{My Teachers}

 

I have been lucky enough to have many inspiring and knowledgeable teachers throughout my life, this section of my blog is dedicated to them.  

Marilyn DaSilva is the chair of the Jewelry/Metal Arts department at California College of the Arts(CCA). She was my teacher from my first jewelry class at CCA to the final semester of my Senior Projects class. Although I was not always enrolled in a class with Marilyn she was always available to aid in my artistic progression offering wisdom in both craft and concept. One thing I will never forget that Marilyn has taught me is that there is no back to a piece of jewelry, the back is not to be viewed as an unseen area but as an intimate secret for the wearer.  

Marilyn DaSilva's Work

 

Curtis Arima is an adjunct professor at CCA. Curtis introduced me to the techniques of chasing and repousse, he inspired me with his excitement and has always left me with the feeling that I could make anything.

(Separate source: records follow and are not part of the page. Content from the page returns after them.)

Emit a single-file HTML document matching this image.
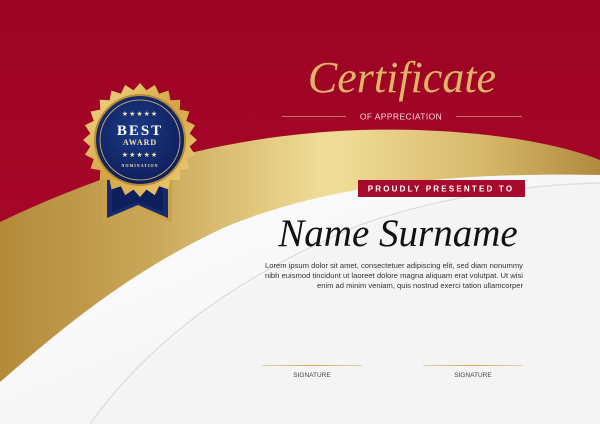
<!DOCTYPE html>
<html><head><meta charset="utf-8"><style>
html,body{margin:0;padding:0;width:600px;height:424px;overflow:hidden;background:#fff}
svg{display:block}
</style></head><body>
<svg width="600" height="424" viewBox="0 0 600 424" xmlns="http://www.w3.org/2000/svg">
<defs>
<linearGradient id="red" x1="0" y1="0" x2="0" y2="1"><stop offset="0" stop-color="#9c0423"/><stop offset="1" stop-color="#b0082c"/></linearGradient>
<linearGradient id="gold" x1="0" y1="0" x2="1" y2="0"><stop offset="0" stop-color="#b38a3a"/><stop offset="0.25" stop-color="#c9a658"/><stop offset="0.55" stop-color="#f0de98"/><stop offset="0.8" stop-color="#d7b96c"/><stop offset="1" stop-color="#b08a3e"/></linearGradient>
<linearGradient id="white" x1="0" y1="0" x2="1" y2="1"><stop offset="0" stop-color="#ffffff"/><stop offset="1" stop-color="#eeeeee"/></linearGradient>
<linearGradient id="badgeGold" x1="0" y1="0" x2="1" y2="1"><stop offset="0" stop-color="#f5dd8e"/><stop offset="0.5" stop-color="#d3a543"/><stop offset="1" stop-color="#f1d27e"/></linearGradient>
<radialGradient id="blue" cx="0.45" cy="0.4" r="0.6"><stop offset="0" stop-color="#1c3a86"/><stop offset="1" stop-color="#0f1f5c"/></radialGradient>
<linearGradient id="line" x1="0" x2="1"><stop offset="0" stop-color="#c9a458" stop-opacity="0.4"/><stop offset="0.5" stop-color="#d2ab55"/><stop offset="1" stop-color="#c9a458" stop-opacity="0.4"/></linearGradient>
</defs>
<rect width="600" height="424" fill="url(#red)"/>
<path d="M0 222 C120 165 230 135 360 130 C460 127 550 140 600 160 L600 424 L0 424 Z" fill="url(#gold)"/>
<path d="M0 382 C60 330 130 270 230 225 C330 185 450 172 600 175 L600 424 L0 424 Z" fill="url(#white)"/>
<path d="M90 424 C150 340 240 275 360 225 C440 197 520 185 600 183" fill="none" stroke="#cfcfcf" stroke-width="1.5" opacity="0.6"/>
<path d="M92 424 C152 342 242 277 362 227 C442 199 522 187 600 185 L600 424 Z" fill="#f4f4f4"/>

<path d="M103 170 L172 170 L172 223 L138 208 L103 223 Z" fill="#c9a24a"/>
<path d="M107 170 L168 170 L168 218 L138 205 L107 218 Z" fill="#142a72"/>
<path d="M112 170 L163 170 L163 212 L138 202 L112 212 Z" fill="#0f1f5c"/>
<polygon transform="translate(140,140)" fill="url(#badgeGold)" points="57,0 49.6,6.5 55.1,14.8 46.2,19.1 49.4,28.5 39.7,30.4 40.3,40.3 30.4,39.7 28.5,49.4 19.1,46.2 14.8,55.1 6.5,49.6 0,57 -6.5,49.6 -14.8,55.1 -19.1,46.2 -28.5,49.4 -30.4,39.7 -40.3,40.3 -39.7,30.4 -49.4,28.5 -46.2,19.1 -55.1,14.8 -49.6,6.5 -57,0 -49.6,-6.5 -55.1,-14.8 -46.2,-19.1 -49.4,-28.5 -39.7,-30.4 -40.3,-40.3 -30.4,-39.7 -28.5,-49.4 -19.1,-46.2 -14.8,-55.1 -6.5,-49.6 0,-57 6.5,-49.6 14.8,-55.1 19.1,-46.2 28.5,-49.4 30.4,-39.7 40.3,-40.3 39.7,-30.4 49.4,-28.5 46.2,-19.1 55.1,-14.8 49.6,-6.5"/>
<circle cx="140" cy="140" r="46" fill="#b98a34"/>
<circle cx="140" cy="140" r="44" fill="url(#blue)"/>
<circle cx="140" cy="140" r="40" fill="none" stroke="#d8bd77" stroke-width="0.8"/>
<g font-family="Liberation Serif, serif" fill="#f3e3b4" text-anchor="middle">
<text x="140" y="116" font-size="7" letter-spacing="1">★★★★★</text>
<text x="140" y="135" font-size="15" font-weight="bold" letter-spacing="2" fill="#fff">BEST</text>
<text x="140" y="145" font-size="8" font-weight="bold" letter-spacing="1">AWARD</text>
<text x="140" y="157" font-size="7" letter-spacing="1">★★★★★</text>
<text x="140" y="167" font-size="4" font-weight="bold" letter-spacing="1">NOMINATION</text>
</g>

<text x="402" y="92" text-anchor="middle" font-family="Liberation Serif, serif" font-style="italic" font-size="44" fill="#e0b468">Certificate</text>
<rect x="282" y="116" width="64" height="0.8" fill="#c88f6a"/>
<rect x="456" y="116" width="66" height="0.8" fill="#c88f6a"/>
<text x="401" y="119.5" text-anchor="middle" font-family="Liberation Sans, sans-serif" font-size="8.5" fill="#f1dbdb" letter-spacing="0.4">OF APPRECIATION</text>
<rect x="358" y="180" width="167" height="17" fill="#a60a2c"/>
<text x="441" y="191.5" text-anchor="middle" font-family="Liberation Sans, sans-serif" font-size="8" font-weight="bold" fill="#fff" letter-spacing="2.2">PROUDLY PRESENTED TO</text>
<text x="398" y="246" text-anchor="middle" font-family="Liberation Serif, serif" font-style="italic" font-size="39" fill="#111">Name Surname</text>
<g font-family="Liberation Sans, sans-serif" font-size="7" fill="#333">
<text x="265" y="268" textLength="258" lengthAdjust="spacingAndGlyphs">Lorem ipsum dolor sit amet, consectetuer adipiscing elit, sed diam nonummy</text>
<text x="265" y="278" textLength="258" lengthAdjust="spacingAndGlyphs">nibh euismod tincidunt ut laoreet dolore magna aliquam erat volutpat. Ut wisi</text>
<text x="317" y="288" textLength="206" lengthAdjust="spacingAndGlyphs">enim ad minim veniam, quis nostrud exerci tation ullamcorper</text>
</g>
<rect x="262" y="365" width="100" height="1" fill="url(#line)"/>
<rect x="423" y="365" width="100" height="1" fill="url(#line)"/>
<g font-family="Liberation Sans, sans-serif" font-size="6.5" fill="#444" text-anchor="middle">
<text x="312" y="377">SIGNATURE</text>
<text x="473" y="377">SIGNATURE</text>
</g>
</svg>
</body></html>
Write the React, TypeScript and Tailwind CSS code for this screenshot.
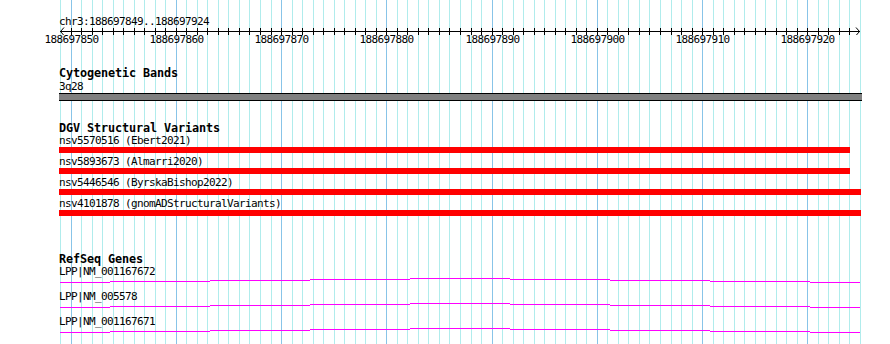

I am only limited by the expanse of my imagination and proficiency of my craft both of which I work constantly to evolve.  

Curtis Arima's Work

 

Deborah Lozier is an adjunct professor at CCA. She taught me the art of enamelling. I also worked for a short time as her assistant enamelling sconces for a building in Emeryville California. Deb has an infectious sense of positivity, while working for her I can recall her saying that you can only put positive OR negative energy into the world at any given time, you have to make that choice every moment.  

Deborah Lozier's Work

 

 David Cole is an adjunct professor at CCA. Under his instruction my level of craftsmanship increased immensely. He instilled in me a need for perfection, he would say “all I ask for is perfection, just perfection” saying that as if what he was asking was the easiest and most natural thing in the world to accomplish.  

David Cole's Work

 

Juarez Roberts was a writer, paratrooper and foreman of a foundry. He lived next door to me for two pivotal years of my life. He was my neighbor, mentor and confidant who became over the years my adoptive grandfather. Juarez was unfailingly intelligent with enough good sense to throw in a lowbrow joke if the topics being discussed  took on too serious a tone. He was a foundry foreman, among other things and in love with the medium of metal, the seeds of my appreciation and love for the craft of metal were planted by Juarez and his wife Sonja.